Bronco Bullfrog is a 1969 British black-and-white kitchen sink drama film directed by Barney Platts-Mills. It was Platts-Mills' first full-length feature film.

Plot
The film follows the fortunes of a 17-year-old, Del, and his group of friends.  As the film opens, four youths (Del, Roy, Chris and Geoff) are seen breaking into a cafe in Stratford, East London, but they only get away with about ninepence and some cake, and it is clear that they are hardly master criminals. Back at their hut on waste ground they mention Jo, known as 'Bronco Bullfrog' (for reasons which are never explained), who has just got out of Borstal.

Once Del and Roy (Chris and Geoff are hardly seen again in the film) meet Jo in a cafe, they link up with him to carry out a bigger robbery.  Meanwhile, Del meets Irene, a friend of a cousin of Chris's and they start a relationship despite the disapproval of Irene's mother and Del's father.  The remainder of the film follows Del and Irene as they attempt to escape their dead-end lives.

Cast
 Del Walker as Del Quant
 Anne Gooding as Irene Richardson
 Sam Shepherd as Jo Saville alias Bronco Bullfrog
 Roy Haywood as Roy
 Freda Shepherd as Mrs.
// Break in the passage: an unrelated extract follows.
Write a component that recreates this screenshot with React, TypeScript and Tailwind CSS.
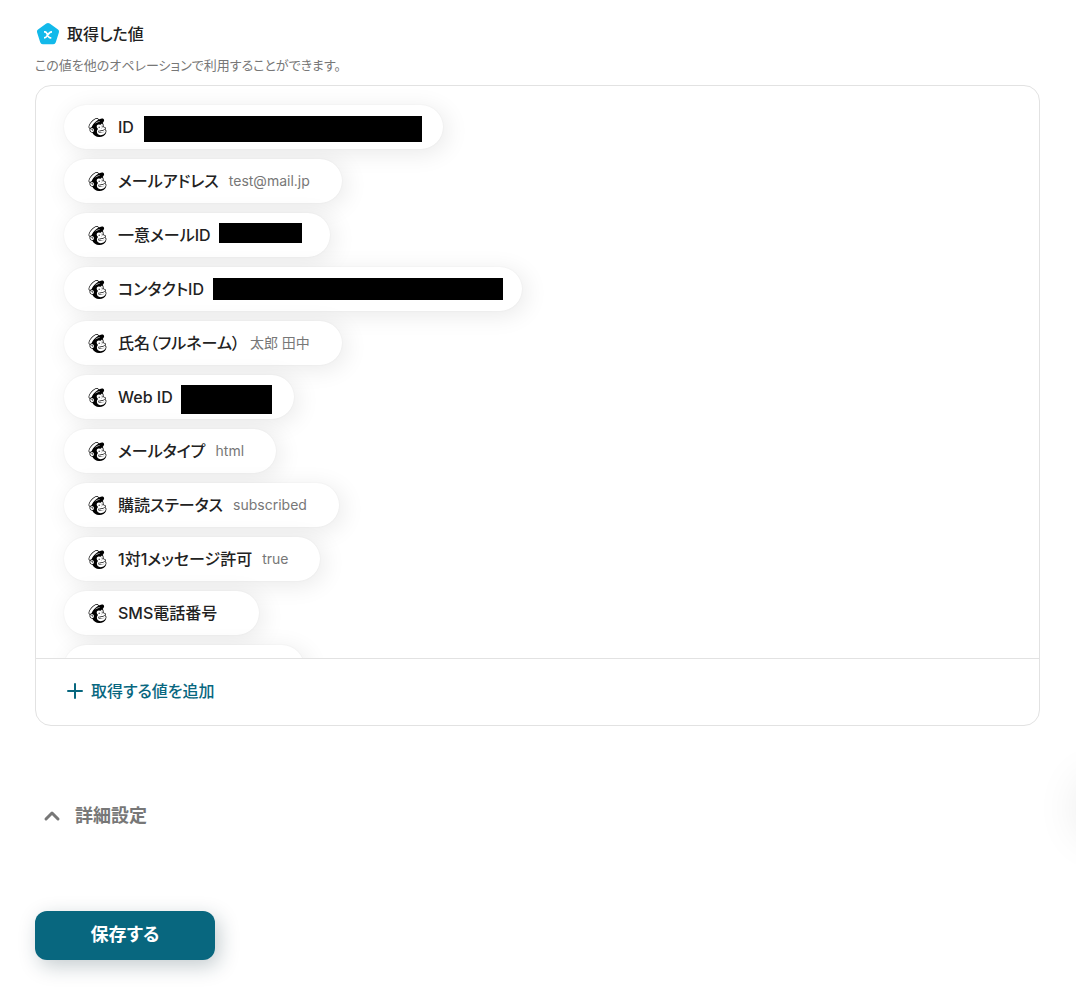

Richardson
 Dick Philpott as Del's Father
 Chris Shepherd as Chris
 Stuart Stones as Sergeant Johnson
 Geoffrey Wincott as Geoff (as Geoff Wincott)
 J. Hughes Sr. as Del's Uncle
 Mick Hart	as Grimes
 Ken Field	as Dave
 Marguerite Hughes	as Marge
 E.E. Blundell	as Landlady
 J. Hughes Jr.	as Parker

Production
The film was largely improvised and had a cast of non-professional actors to add to the gritty realism of the film. The film was also turned down by Bryan Forbes at EMI Films.

Princess Anne story
A 2010 Guardian article noted a story about Princess Anne connected with the film's release.  In November 1970, a group of 200 members of the Beaumont Youth Club in Leyton jeered Princess Anne, with some throwing tomatoes, as she was going to see the London premiere of Three Sisters instead of Bronco Bullfrog. A week later, Princess Anne did go to see the latter at the Mile End ABC.  Sam Shepherd claims that he was arrested by police for attempting to kiss the princess's hand. Shepherd would later write to Princess Anne to apologise.

Accolades

The film has been described as "Mod poetry" and a "masterpiece".
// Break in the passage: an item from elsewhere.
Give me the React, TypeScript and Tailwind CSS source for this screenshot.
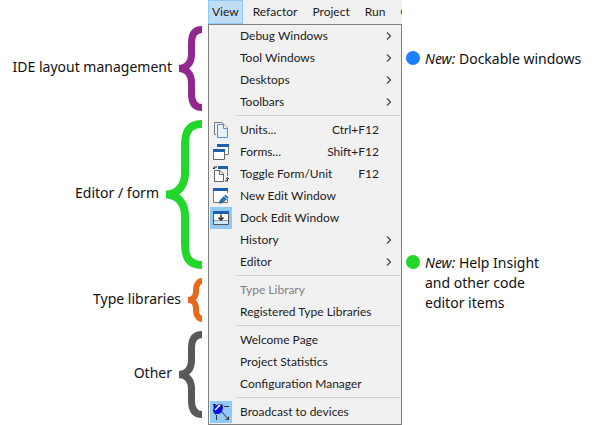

However, the film became obscure after its cinema run, and was only shown twice on television between 1969 and 2010.  In the mid-1980s, the master negative was disposed of in a rubbish skip but was retrieved by an employee of a film laboratory who placed it in an archive.

Theatrical Re-release
In Spring/Summer 2022 the film was released in independent cinemas across the United States by a NYC based boutique film label seventy-seven.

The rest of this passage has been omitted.